(Available data):
____
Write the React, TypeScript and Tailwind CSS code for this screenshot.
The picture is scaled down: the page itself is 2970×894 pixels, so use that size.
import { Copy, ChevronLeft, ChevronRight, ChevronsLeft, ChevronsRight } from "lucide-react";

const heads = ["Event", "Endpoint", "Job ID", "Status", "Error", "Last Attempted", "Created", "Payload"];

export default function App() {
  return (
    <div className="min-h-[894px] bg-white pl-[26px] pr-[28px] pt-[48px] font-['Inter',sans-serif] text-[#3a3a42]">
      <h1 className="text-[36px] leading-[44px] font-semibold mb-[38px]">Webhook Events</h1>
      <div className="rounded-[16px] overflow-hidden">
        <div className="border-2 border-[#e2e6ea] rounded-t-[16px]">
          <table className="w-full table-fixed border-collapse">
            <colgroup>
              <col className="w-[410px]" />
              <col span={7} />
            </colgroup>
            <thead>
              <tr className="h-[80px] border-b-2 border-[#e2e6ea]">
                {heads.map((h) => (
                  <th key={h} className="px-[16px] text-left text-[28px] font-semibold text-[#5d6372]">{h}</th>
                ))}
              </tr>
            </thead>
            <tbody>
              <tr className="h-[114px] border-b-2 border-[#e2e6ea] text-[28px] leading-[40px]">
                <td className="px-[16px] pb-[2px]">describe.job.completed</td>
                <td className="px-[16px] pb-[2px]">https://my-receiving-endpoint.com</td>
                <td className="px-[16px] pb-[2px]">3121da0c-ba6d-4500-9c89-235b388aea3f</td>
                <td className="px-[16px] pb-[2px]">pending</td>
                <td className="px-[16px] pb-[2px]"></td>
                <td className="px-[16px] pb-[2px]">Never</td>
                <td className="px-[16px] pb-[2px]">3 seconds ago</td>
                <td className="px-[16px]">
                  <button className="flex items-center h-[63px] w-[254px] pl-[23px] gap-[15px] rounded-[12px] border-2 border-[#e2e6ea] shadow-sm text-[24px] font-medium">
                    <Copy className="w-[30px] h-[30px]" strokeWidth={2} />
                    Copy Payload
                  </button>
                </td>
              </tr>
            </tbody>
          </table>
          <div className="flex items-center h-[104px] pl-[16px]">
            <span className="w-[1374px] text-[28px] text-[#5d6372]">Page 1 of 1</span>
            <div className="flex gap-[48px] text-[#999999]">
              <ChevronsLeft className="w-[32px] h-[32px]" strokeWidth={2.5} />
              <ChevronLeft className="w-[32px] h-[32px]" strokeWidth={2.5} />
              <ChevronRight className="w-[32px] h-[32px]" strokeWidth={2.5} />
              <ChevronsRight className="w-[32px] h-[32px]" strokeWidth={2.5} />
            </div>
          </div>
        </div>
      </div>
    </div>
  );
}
____
(Set exercise):
Quote the material exactly, leaving nothing out.

(The output):
Write the React, TypeScript and Tailwind CSS code for this screenshot.
The picture is scaled down: the page itself is 2970×894 pixels, so use that size.
import { Copy, ChevronLeft, ChevronRight, ChevronsLeft, ChevronsRight } from "lucide-react";

const heads = ["Event", "Endpoint", "Job ID", "Status", "Error", "Last Attempted", "Created", "Payload"];

export default function App() {
  return (
    <div className="min-h-[894px] bg-white pl-[26px] pr-[28px] pt-[48px] font-['Inter',sans-serif] text-[#3a3a42]">
      <h1 className="text-[36px] leading-[44px] font-semibold mb-[38px]">Webhook Events</h1>
      <div className="rounded-[16px] overflow-hidden">
        <div className="border-2 border-[#e2e6ea] rounded-t-[16px]">
          <table className="w-full table-fixed border-collapse">
            <colgroup>
              <col className="w-[410px]" />
              <col span={7} />
            </colgroup>
            <thead>
              <tr className="h-[80px] border-b-2 border-[#e2e6ea]">
                {heads.map((h) => (
                  <th key={h} className="px-[16px] text-left text-[28px] font-semibold text-[#5d6372]">{h}</th>
                ))}
              </tr>
            </thead>
            <tbody>
              <tr className="h-[114px] border-b-2 border-[#e2e6ea] text-[28px] leading-[40px]">
                <td className="px-[16px] pb-[2px]">describe.job.completed</td>
                <td className="px-[16px] pb-[2px]">https://my-receiving-endpoint.com</td>
                <td className="px-[16px] pb-[2px]">3121da0c-ba6d-4500-9c89-235b388aea3f</td>
                <td className="px-[16px] pb-[2px]">pending</td>
                <td className="px-[16px] pb-[2px]"></td>
                <td className="px-[16px] pb-[2px]">Never</td>
                <td className="px-[16px] pb-[2px]">3 seconds ago</td>
                <td className="px-[16px]">
                  <button className="flex items-center h-[63px] w-[254px] pl-[23px] gap-[15px] rounded-[12px] border-2 border-[#e2e6ea] shadow-sm text-[24px] font-medium">
                    <Copy className="w-[30px] h-[30px]" strokeWidth={2} />
                    Copy Payload
                  </button>
                </td>
              </tr>
            </tbody>
          </table>
          <div className="flex items-center h-[104px] pl-[16px]">
            <span className="w-[1374px] text-[28px] text-[#5d6372]">Page 1 of 1</span>
            <div className="flex gap-[48px] text-[#999999]">
              <ChevronsLeft className="w-[32px] h-[32px]" strokeWidth={2.5} />
              <ChevronLeft className="w-[32px] h-[32px]" strokeWidth={2.5} />
              <ChevronRight className="w-[32px] h-[32px]" strokeWidth={2.5} />
              <ChevronsRight className="w-[32px] h-[32px]" strokeWidth={2.5} />
            </div>
          </div>
        </div>
      </div>
    </div>
  );
}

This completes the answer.